The problem as a lot of people have noted is that Singapore doesn't have even 1 taxi company.
Lion City Rentals (LCR) was a subsidiary started by Uber to "help" would be car-owners to get a car so they can drive for Uber. LCR now touts itself as "the preferred choice" for ride hailing driver partners.
To be fair, I have not worked out the cost of renting and am not familiar with their terms and conditions. If you rent from them, do you HAVE TO BE A GRAB DRIVER?
Their lowest quote (as of April 2018) was $56 a day for a 6 month rental. That is comparable to the $53 a day for a 30 day month worked out above.
|Screenshot of LCR's rental rates.|
So if you would rather rent than buy, this could be an option.
If you are that desperate to have a car.
Offhand, I can think of a few good reasons to rent instead of buy.
Most important, no long-term financial commitment. From the options above, you can rent for 5 weeks, 13 weeks, or 6 months. Assuming there are no other penalties, deposits, or commitments, you can rent the car for 6 months (for the lowest rental), and if it is too much or you can't afford it, or your financial situation changes, you can just stop the rental.
I am assuming you do not actually need to work as a Grab driver, and that you have a permanent job that allows you to pay about $1700 a month in car rental.

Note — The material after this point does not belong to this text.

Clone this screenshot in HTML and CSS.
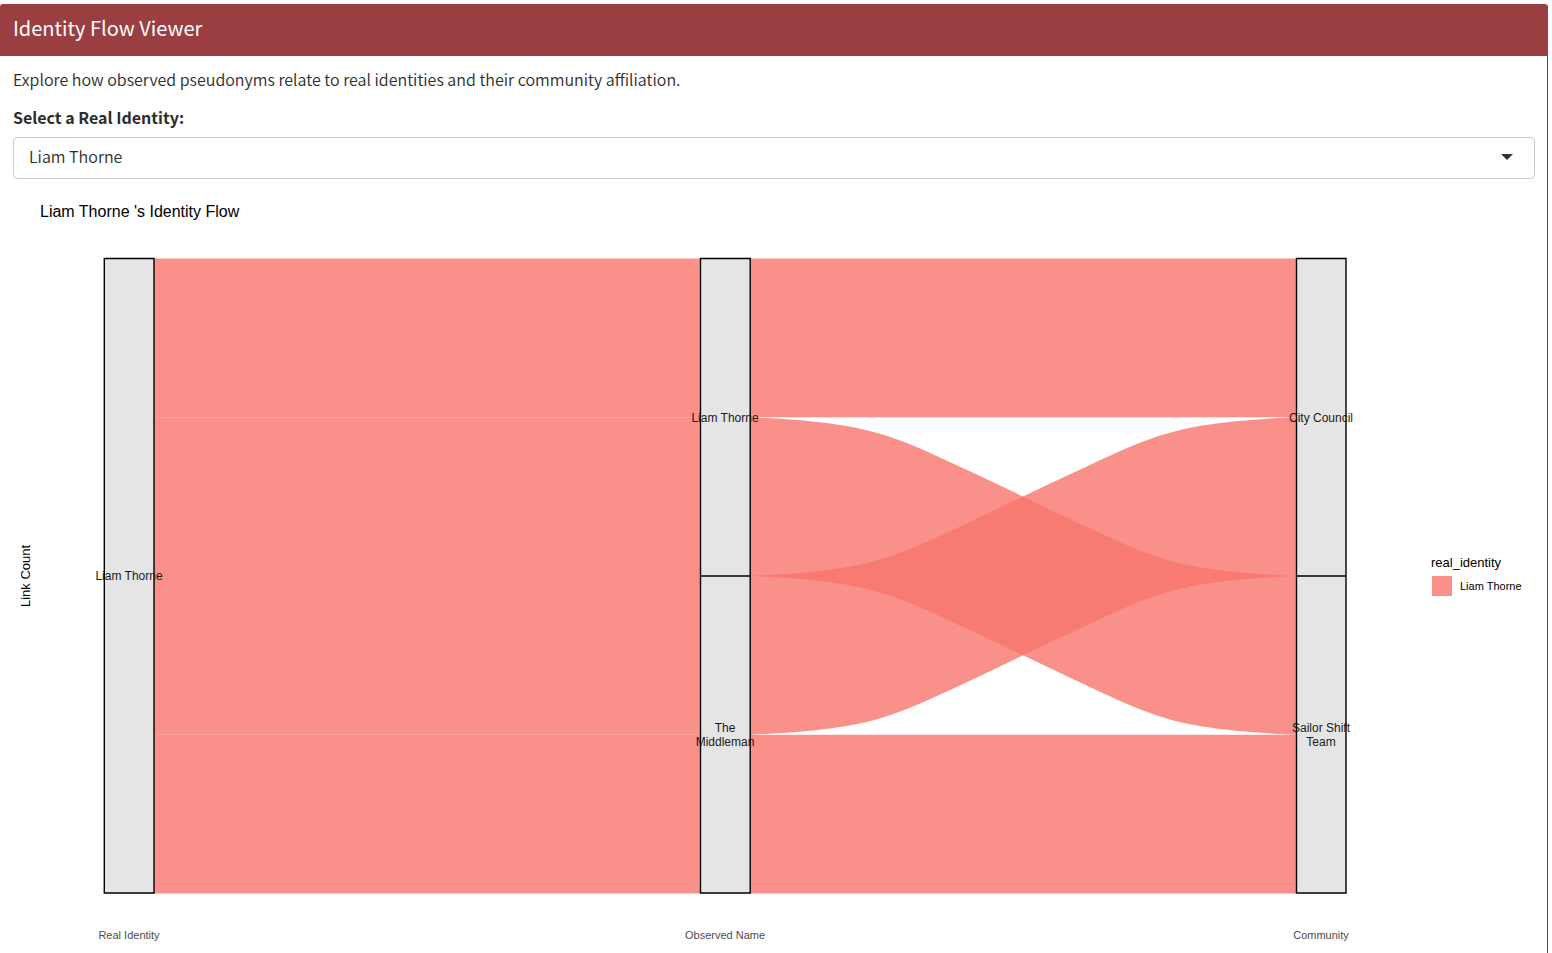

Another "advantage" is (if I am not misunderstanding the options) that you can change cars. Maybe you started with the Attrage for the low rental. Then you need a 7 seater so you swap to the Sienta for a month or so. Then after that you decide to swap to a hybrid to see if the fuel savings is worth it. Again, I'm assuming you can swap cars without extra charges or penalties. If there are charges and penalties, that would be a different consideration.
There are terms and conditions for swapping cars.
But at least you can. If you bought the car, no such option, terms and conditions or not.
So is this a way to have a car and drive in SG? You have to work out the math for yourself. And find out about any extra penalties or charges. LCR makes it look painless and affordable. As they would.